Challenge → Output the material exactly, but drop every image it holds.

# # # # #

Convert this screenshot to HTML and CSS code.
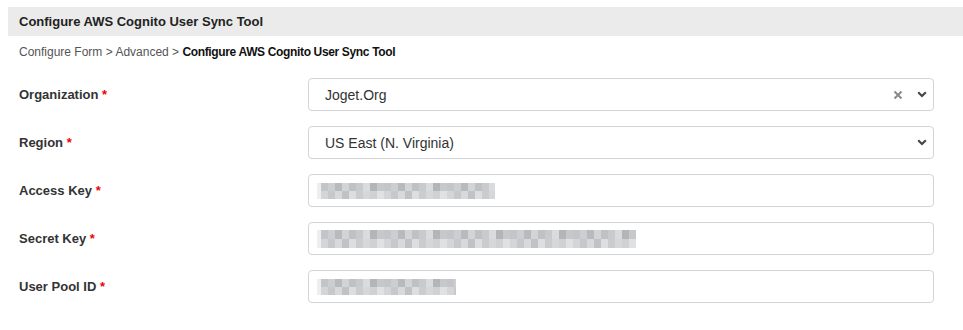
FILE: index.html
```html
<!DOCTYPE html>
<html lang="en">
<head>
    <meta charset="UTF-8">
    <meta name="viewport" content="width=device-width, initial-scale=1.0">
    <title>Configure AWS Cognito User Sync Tool</title>
    <link rel="stylesheet" href="styles.css">
</head>
<body>
    <div class="page-title">Configure AWS Cognito User Sync Tool</div>

    <div class="breadcrumb">
        Configure Form &gt; Advanced &gt; <strong>Configure AWS Cognito User Sync Tool</strong>
    </div>

    <form class="config-form">
        <div class="form-row">
            <label>Organization <span class="req">*</span></label>
            <div class="field select">
                <span class="value">Joget.Org</span>
                <svg class="clear" width="10" height="10" viewBox="0 0 10 10"><path d="M1.5 1.5l7 7M8.5 1.5l-7 7" stroke="#8a8a8a" stroke-width="2" fill="none"/></svg>
                <svg class="chevron" width="10" height="7" viewBox="0 0 10 7"><path d="M1.2 1.3l3.8 3.8 3.8-3.8" stroke="#444" stroke-width="2.1" fill="none"/></svg>
            </div>
        </div>

        <div class="form-row">
            <label>Region <span class="req">*</span></label>
            <div class="field select">
                <span class="value">US East (N. Virginia)</span>
                <svg class="chevron" width="10" height="7" viewBox="0 0 10 7"><path d="M1.2 1.3l3.8 3.8 3.8-3.8" stroke="#444" stroke-width="2.1" fill="none"/></svg>
            </div>
        </div>

        <div class="form-row">
            <label>Access Key <span class="req">*</span></label>
            <div class="field">
                <span class="blur blur-access"></span>
            </div>
        </div>

        <div class="form-row">
            <label>Secret Key <span class="req">*</span></label>
            <div class="field">
                <span class="blur blur-secret"></span>
            </div>
        </div>

        <div class="form-row">
            <label>User Pool ID <span class="req">*</span></label>
            <div class="field">
                <span class="blur blur-pool"></span>
            </div>
        </div>
    </form>
</body>
</html>
```

FILE: styles.css
```css
body {
    font-family: "Liberation Sans", Arial, sans-serif;
    background-color: #fff;
    color: #333;
    margin: 0;
    padding: 7px 0 0 8px;
}
.page-title {
    background-color: #ebebeb;
    height: 29px;
    line-height: 29px;
    padding-left: 11px;
    font-size: 13px;
    font-weight: bold;
    color: #222;
}
.breadcrumb {
    margin-top: 9px;
    padding-left: 11px;
    font-size: 12px;
    line-height: 14px;
    color: #555;
}
.breadcrumb strong {
    color: #111;
    letter-spacing: -0.35px;
}
.config-form {
    margin-top: 19px;
    padding: 0 29px 0 11px;
    display: flex;
    flex-direction: column;
    gap: 15px;
}
.form-row {
    display: flex;
    align-items: center;
}
.form-row label {
    width: 289px;
    flex-shrink: 0;
    font-size: 13px;
    font-weight: bold;
    color: #333;
}
.req {
    color: #e00;
}
.field {
    flex: 1;
    height: 33px;
    box-sizing: border-box;
    border: 1px solid #d2d4d8;
    border-radius: 4px;
    display: flex;
    align-items: center;
    padding: 0 8px;
}
.select {
    padding: 0 6px 0 16px;
}
.select .value {
    flex: 1;
    font-size: 14px;
    color: #333;
}
.clear {
    margin-right: 14px;
}
.blur {
    display: inline-block;
    height: 16px;
    background-image:
        repeating-linear-gradient(90deg, #c3c5c8 0 7px, #ccced1 7px 14px, #b8babd 14px 21px, #d2d4d6 21px 28px, #bfc1c4 28px 35px, #c8cacd 35px 42px, #dadbdd 42px 49px, #b3b5b8 49px 56px, #c6c8ca 56px 63px),
        repeating-linear-gradient(90deg, #d3d5d7 0 7px, #c6c8cb 7px 14px, #d8d9db 14px 21px, #c0c2c5 21px 28px, #dddedf 28px 35px, #caccce 35px 42px, #d6d7d9 42px 49px, #cfd1d3 49px 56px, #e0e1e2 56px 63px);
    background-size: 100% 50%;
    background-position: 0 0, 0 100%;
    background-repeat: no-repeat;
    border-left: 4px solid #eeeeee;
}
.blur-access {
    width: 174px;
}
.blur-secret {
    width: 315px;
    height: 18px;
}
.blur-pool {
    width: 135px;
}
```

# # # # #

Task response →
Convert this screenshot to HTML and CSS code.
FILE: index.html
```html
<!DOCTYPE html>
<html lang="en">
<head>
    <meta charset="UTF-8">
    <meta name="viewport" content="width=device-width, initial-scale=1.0">
    <title>Configure AWS Cognito User Sync Tool</title>
    <link rel="stylesheet" href="styles.css">
</head>
<body>
    <div class="page-title">Configure AWS Cognito User Sync Tool</div>

    <div class="breadcrumb">
        Configure Form &gt; Advanced &gt; <strong>Configure AWS Cognito User Sync Tool</strong>
    </div>

    <form class="config-form">
        <div class="form-row">
            <label>Organization <span class="req">*</span></label>
            <div class="field select">
                <span class="value">Joget.Org</span>
                <svg class="clear" width="10" height="10" viewBox="0 0 10 10"><path d="M1.5 1.5l7 7M8.5 1.5l-7 7" stroke="#8a8a8a" stroke-width="2" fill="none"/></svg>
                <svg class="chevron" width="10" height="7" viewBox="0 0 10 7"><path d="M1.2 1.3l3.8 3.8 3.8-3.8" stroke="#444" stroke-width="2.1" fill="none"/></svg>
            </div>
        </div>

        <div class="form-row">
            <label>Region <span class="req">*</span></label>
            <div class="field select">
                <span class="value">US East (N. Virginia)</span>
                <svg class="chevron" width="10" height="7" viewBox="0 0 10 7"><path d="M1.2 1.3l3.8 3.8 3.8-3.8" stroke="#444" stroke-width="2.1" fill="none"/></svg>
            </div>
        </div>

        <div class="form-row">
            <label>Access Key <span class="req">*</span></label>
            <div class="field">
                <span class="blur blur-access"></span>
            </div>
        </div>

        <div class="form-row">
            <label>Secret Key <span class="req">*</span></label>
            <div class="field">
                <span class="blur blur-secret"></span>
            </div>
        </div>

        <div class="form-row">
            <label>User Pool ID <span class="req">*</span></label>
            <div class="field">
                <span class="blur blur-pool"></span>
            </div>
        </div>
    </form>
</body>
</html>
```

FILE: styles.css
```css
body {
    font-family: "Liberation Sans", Arial, sans-serif;
    background-color: #fff;
    color: #333;
    margin: 0;
    padding: 7px 0 0 8px;
}
.page-title {
    background-color: #ebebeb;
    height: 29px;
    line-height: 29px;
    padding-left: 11px;
    font-size: 13px;
    font-weight: bold;
    color: #222;
}
.breadcrumb {
    margin-top: 9px;
    padding-left: 11px;
    font-size: 12px;
    line-height: 14px;
    color: #555;
}
.breadcrumb strong {
    color: #111;
    letter-spacing: -0.35px;
}
.config-form {
    margin-top: 19px;
    padding: 0 29px 0 11px;
    display: flex;
    flex-direction: column;
    gap: 15px;
}
.form-row {
    display: flex;
    align-items: center;
}
.form-row label {
    width: 289px;
    flex-shrink: 0;
    font-size: 13px;
    font-weight: bold;
    color: #333;
}
.req {
    color: #e00;
}
.field {
    flex: 1;
    height: 33px;
    box-sizing: border-box;
    border: 1px solid #d2d4d8;
    border-radius: 4px;
    display: flex;
    align-items: center;
    padding: 0 8px;
}
.select {
    padding: 0 6px 0 16px;
}
.select .value {
    flex: 1;
    font-size: 14px;
    color: #333;
}
.clear {
    margin-right: 14px;
}
.blur {
    display: inline-block;
    height: 16px;
    background-image:
        repeating-linear-gradient(90deg, #c3c5c8 0 7px, #ccced1 7px 14px, #b8babd 14px 21px, #d2d4d6 21px 28px, #bfc1c4 28px 35px, #c8cacd 35px 42px, #dadbdd 42px 49px, #b3b5b8 49px 56px, #c6c8ca 56px 63px),
        repeating-linear-gradient(90deg, #d3d5d7 0 7px, #c6c8cb 7px 14px, #d8d9db 14px 21px, #c0c2c5 21px 28px, #dddedf 28px 35px, #caccce 35px 42px, #d6d7d9 42px 49px, #cfd1d3 49px 56px, #e0e1e2 56px 63px);
    background-size: 100% 50%;
    background-position: 0 0, 0 100%;
    background-repeat: no-repeat;
    border-left: 4px solid #eeeeee;
}
.blur-access {
    width: 174px;
}
.blur-secret {
    width: 315px;
    height: 18px;
}
.blur-pool {
    width: 135px;
}
```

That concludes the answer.